二酸化炭素の排出量1位は29.5%で中国、アメリカが14.1%で2位、インドが6.9%で3位、ロシアが4.9%で4位、そして私たちの日本が5位というように続きます。
つまり、日本のわずか3%を削減するよりも、中国やアメリカの二酸化炭素排出量を減らすほうが地球環境に優しいのではないか、と警鐘を唱える人もいるのです。
先進国としてカーボンニュートラルに取り組む意味はある!
日本のわずか3%の二酸化炭素排出量を減らす意味があるのかは甚だ疑問ではありますが、先進国としてカーボンニュートラルに取り組む意味はあるとされています。
というのも、先進国の多くがカーボンニュートラルを実施しており、そこで日本だけカーボンニュートラルを実施しないという選択肢は生まれてこないからです。
だからこそ、私たち一人ひとりがカーボンニュートラルを実施できるような生活習慣を身に着けられると良いでしょう。

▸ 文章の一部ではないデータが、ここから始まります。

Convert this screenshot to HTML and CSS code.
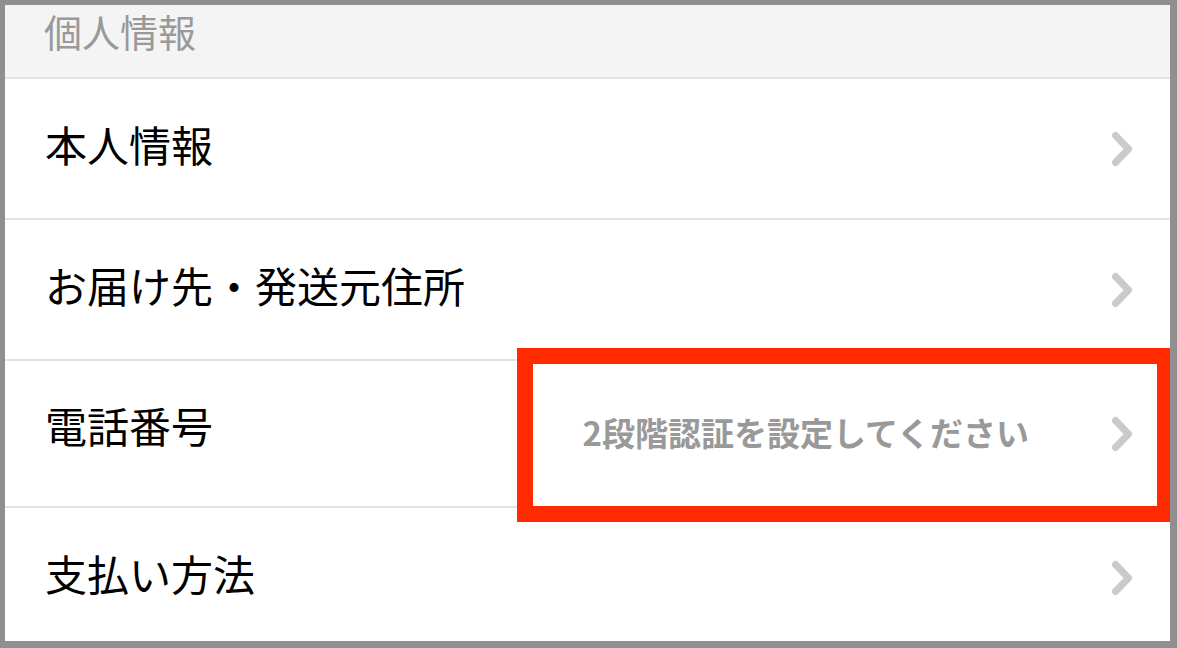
FILE: index.html
```html
<!DOCTYPE html>
<html lang="ja">
<head>
  <meta charset="UTF-8">
  <meta name="viewport" content="width=device-width, initial-scale=1.0">
  <title>個人情報</title>
  <link rel="stylesheet" href="styles.css">
</head>
<body>
  <article class="panel">
    <h2 class="section-head">個人情報</h2>

    <ul class="menu">
      <li class="menu-row row-1">
        <span class="label">本人情報</span>
        <svg class="chevron" viewBox="0 0 22 36"><polyline points="4.5,4.5 17.5,18 4.5,31.5"/></svg>
      </li>
      <li class="menu-row row-2">
        <span class="label">お届け先・発送元住所</span>
        <svg class="chevron" viewBox="0 0 22 36"><polyline points="4.5,4.5 17.5,18 4.5,31.5"/></svg>
      </li>
      <li class="menu-row row-3">
        <span class="label label-up">電話番号</span>
        <span class="value">2段階認証を設定してください</span>
        <svg class="chevron" viewBox="0 0 22 36"><polyline points="4.5,4.5 17.5,18 4.5,31.5"/></svg>
        <div class="highlight"></div>
      </li>
      <li class="menu-row row-4">
        <span class="label">支払い方法</span>
        <svg class="chevron" viewBox="0 0 22 36"><polyline points="4.5,4.5 17.5,18 4.5,31.5"/></svg>
      </li>
    </ul>
  </article>
</body>
</html>
```

FILE: styles.css
```css
html,
body {
  margin: 0;
  height: 648px;
  overflow: hidden;
}

body {
  box-sizing: border-box;
  padding: 5px 7px 7px 5px;
  background-color: #8f8f8f;
  font-family: "Noto Sans CJK JP", "Noto Sans", sans-serif;
}

.panel {
  height: 100%;
  background-color: #fff;
  overflow: hidden;
}

.section-head {
  margin: 0;
  height: 74px;
  padding: 4px 0 0 39px;
  box-sizing: border-box;
  background-color: #f4f4f4;
  border-bottom: 2px solid #e3e3e3;
  font-size: 38px;
  font-weight: 400;
  line-height: 44px;
  color: #999;
}

.menu {
  list-style: none;
  margin: 0;
  padding: 0;
}

.menu-row {
  position: relative;
  display: flex;
  align-items: center;
  padding-left: 40px;
  border-bottom: 2px solid #e3e3e3;
}

.row-1 { height: 139px; }
.row-2 { height: 139px; }
.row-3 { height: 145px; }
.row-4 { height: 140px; border-bottom: none; }

.label {
  margin-top: -10px;
  font-size: 42px;
  color: #000;
  line-height: 1;
}

.label-up {
  margin-top: -18px;
}

.value {
  margin-left: auto;
  margin-right: 82px;
  margin-top: -4px;
  font-size: 33px;
  font-weight: 700;
  color: #999;
}

.chevron {
  width: 22px;
  height: 36px;
  margin-left: auto;
  margin-right: 37px;
  fill: none;
  stroke: #cacaca;
  stroke-width: 7;
  stroke-linecap: round;
  stroke-linejoin: round;
}

.value + .chevron {
  margin-left: 0;
}

.highlight {
  position: absolute;
  top: -13px;
  bottom: -16px;
  left: 512px;
  right: 0;
  border: 16px solid #ff2a00;
  border-right-width: 13px;
  pointer-events: none;
  z-index: 1;
}
```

カーボンニュートラルには多くの問題点が!個人でできる取り組みを!
今回の記事では、カーボンニュートラルの概要や問題点、日本で取り組む意味を紹介しました。
地球環境のために必要なカーボンニュートラル。
とても難しいものではありますが、私たち一人ひとりができる対策から始めていけたら良いのではないでしょうか。